In light of the degree of success I had on Thursday and Friday trading Numerical Price Prediction by means of a demo account I opened using Nadex’s “new” beta platform, I plan to see if the exchange will reactivate my live account, which the company suspended due to my prolonged period of inactivity.
This is because the potential to realize exponential growth with respect to my initial balance is much greater at Nadex then it is at OANDA.
However, to conduct this exercise via Nadex, I’m going to have to break the 1% risk-/money-management rule that prohibits risking more the 1% of one’s total account on any single trade.
However, it’s not quite as bad as one might argue. Technically, purchasing a GBPUSD two-hour binary option call contract for $61 would be risking a whopping 63% of a $100 account including fees. However, because Numerical Price Prediction purports to enable one to “read” precisely what’s going on in the market at any given moment, a trader should never remain in a losing position until expiry.

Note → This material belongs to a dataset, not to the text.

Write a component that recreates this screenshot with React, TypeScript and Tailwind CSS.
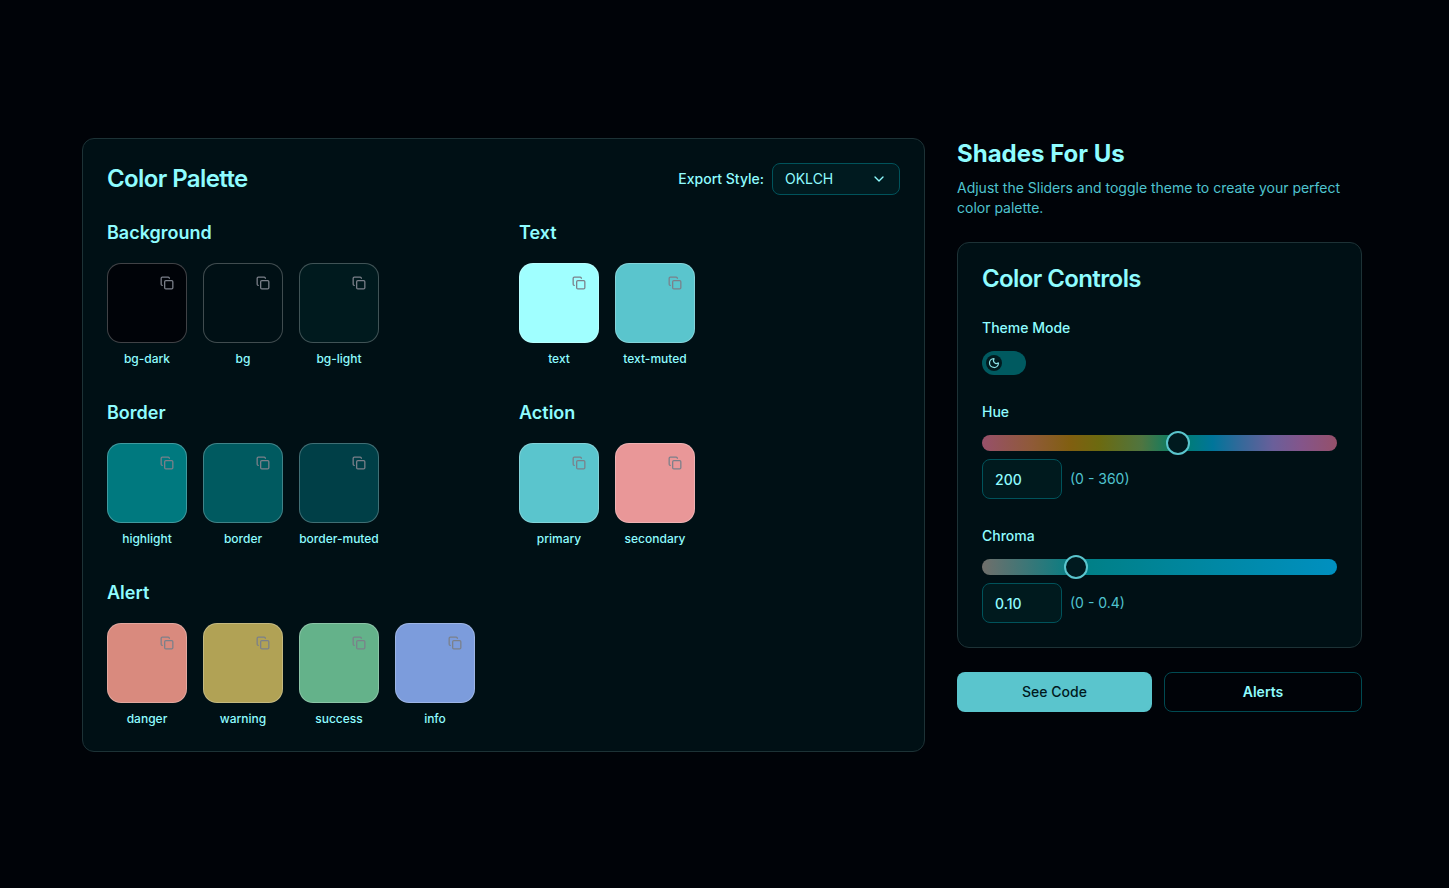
import { Copy, ChevronDown, Moon } from "lucide-react";

type Sw = { name: string; cls: string };

function Swatch({ name, cls }: Sw) {
  return (
    <div className="flex w-20 flex-col items-center gap-2">
      <div className={`relative h-20 w-20 rounded-[14px] border border-white/25 ${cls}`}>
        <Copy className="absolute right-[12px] top-[12px] h-[14px] w-[14px] text-[#7b808a]" strokeWidth={2.2} />
      </div>
      <span className="whitespace-nowrap text-xs font-medium leading-4 text-[#8ffcff]">{name}</span>
    </div>
  );
}

function Section({ title, items }: { title: string; items: Sw[] }) {
  return (
    <div>
      <h3 className="mb-4 text-lg font-semibold leading-7 text-[#8ffcff]">{title}</h3>
      <div className="flex gap-4">
        {items.map((i) => (
          <Swatch key={i.name} {...i} />
        ))}
      </div>
    </div>
  );
}

function Slider({ track, pos }: { track: string; pos: string }) {
  return (
    <div className={`relative h-4 w-full rounded-full ${track}`}>
      <div className={`absolute top-[-4px] h-6 w-6 rounded-full border-2 border-[#5ac5cd] bg-[#001a1f] ${pos}`} />
    </div>
  );
}

export default function App() {
  return (
    <div className="flex min-h-screen items-center justify-center bg-[#000308] pr-[5px] pt-[2px] font-['Inter',sans-serif] text-[#8ffcff]">
      <div className="flex w-[1280px] items-start gap-8">
        <div className="w-[843px] rounded-xl border border-[#1d3236] bg-[#001015] p-6">
          <div className="mb-6 flex h-8 items-center justify-between">
            <h2 className="text-2xl font-semibold leading-8 tracking-tight">Color Palette</h2>
            <div className="flex items-center gap-2">
              <span className="text-sm font-medium leading-5">Export Style:</span>
              <div className="flex h-8 w-32 items-center justify-between rounded-lg border border-[#00535b] bg-[#001a1f] pl-3 pr-3 text-sm">
                <span>OKLCH</span>
                <ChevronDown className="h-4 w-4" />
              </div>
            </div>
          </div>
          <div className="grid grid-cols-[380px_1fr] gap-x-8 gap-y-8">
            <Section
              title="Background"
              items={[
                { name: "bg-dark", cls: "bg-[#000308]" },
                { name: "bg", cls: "bg-[#001015]" },
                { name: "bg-light", cls: "bg-[#001a1e]" },
              ]}
            />
            <Section
              title="Text"
              items={[
                { name: "text", cls: "bg-[#a0ffff]" },
                { name: "text-muted", cls: "bg-[#5ac5cd]" },
              ]}
            />
            <Section
              title="Border"
              items={[
                { name: "highlight", cls: "bg-[#00797f]" },
                { name: "border", cls: "bg-[#005a60]" },
                { name: "border-muted", cls: "bg-[#003f47]" },
              ]}
            />
            <Section
              title="Action"
              items={[
                { name: "primary", cls: "bg-[#5ac5cd]" },
                { name: "secondary", cls: "bg-[#e99798]" },
              ]}
            />
            <Section
              title="Alert"
              items={[
                { name: "danger", cls: "bg-[#d98a7e]" },
                { name: "warning", cls: "bg-[#b1a255]" },
                { name: "success", cls: "bg-[#64b28a]" },
                { name: "info", cls: "bg-[#7c9cdc]" },
              ]}
            />
          </div>
        </div>

        <div className="flex w-[405px] flex-col">
          <h1 className="mb-2 text-2xl font-bold leading-8">Shades For Us</h1>
          <p className="mb-6 text-sm leading-5 text-[#4fc3cf]">
            Adjust the Sliders and toggle theme to create your perfect color palette.
          </p>
          <div className="mb-6 rounded-xl border border-[#1d3236] bg-[#001015] p-6">
            <h2 className="mb-[27px] text-2xl font-semibold leading-6 tracking-tight">Color Controls</h2>
            <div className="mb-[27px]">
              <div className="mb-[13px] text-sm font-medium leading-5">Theme Mode</div>
              <div className="flex h-6 w-11 items-center rounded-full bg-[#005a60] px-1">
                <div className="flex h-4 w-4 items-center justify-center rounded-full bg-[#001a1e]">
                  <Moon className="h-3 w-3 text-[#8ae0e6]" strokeWidth={2.5} />
                </div>
              </div>
            </div>
            <div className="mb-[27px]">
              <div className="mb-[13px] text-sm font-medium leading-5">Hue</div>
              <Slider
                track="bg-[linear-gradient(to_right,#97506a,#8f5a38_14%,#805f10_25%,#6c6a10_33%,#4f7540_45%,#007f6a_55%,#00759a_65%,#2f6a9a_72%,#6a5f9a_82%,#84558a_90%,#95506a)]"
                pos="left-[184px]"
              />
              <div className="mt-2 flex items-center gap-2">
                <div className="flex h-10 w-20 items-center rounded-lg border border-[#00535b] bg-[#001a1e] px-3 pt-px text-sm font-medium">200</div>
                <span className="text-sm text-[#4fc3cf]">(0 - 360)</span>
              </div>
            </div>
            <div>
              <div className="mb-[13px] text-sm font-medium leading-5">Chroma</div>
              <Slider
                track="bg-[linear-gradient(to_right,#706f6b,#007f85_27%,#0090c0)]"
                pos="left-[82px]"
              />
              <div className="mt-2 flex items-center gap-2">
                <div className="flex h-10 w-20 items-center rounded-lg border border-[#00535b] bg-[#001a1e] px-3 pt-px text-sm font-medium">0.10</div>
                <span className="text-sm text-[#4fc3cf]">(0 - 0.4)</span>
              </div>
            </div>
          </div>
          <div className="flex gap-3">
            <button className="h-10 w-[195px] rounded-lg bg-[#5ac5cd] text-sm font-medium text-[#001a1e]">See Code</button>
            <button className="h-10 flex-1 rounded-lg border border-[#004a52] bg-[#000308] text-sm font-semibold">Alerts</button>
          </div>
        </div>
      </div>
    </div>
  );
}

Supposedly, the NPP forecast model equips traders with the ability to interpret exactly what the market is apt to do next. Consequently, a position should never ever turn against the trader. If it does, it means the model was wrong, in which case, the trader should abandon the position immediately because, hypothetically, no prediction should ever go wrong when trading this system and one can therefore assume that things have gone seriously awry.
There is no waiting around to see if the situation changes such that factors are once again lining up in one’s favor. A trader can do all the observing and evaluating s/he wants after having closed the position. And should circumstances indeed change, s/he can reenter the position under the new set of conditions. In any event, there should be no hesitation whatsoever about cutting losses short the moment price action contradicts expectations because theoretically, this should never happen.
Second, if NPP is as reliable as it claims to be, the trader should be correct at least eight times out of ten. So even if s/he loses 10% on a single trade after heeding the above advice, s/he would nonetheless experience overwhelming success in the long run.
Of course, by starting off with a tiny account, a trader could blow everything and it still wouldn’t be all that big of a deal. Starting off with a hundred bucks and losing it all would still only be a loss of a hundred bucks. But again, hypothetically, that shouldn’t happen anyway. And as the account balance begins to grow, that $63 will decrease proportionally until it is indeed no more that 1% of the $6,300 account balance.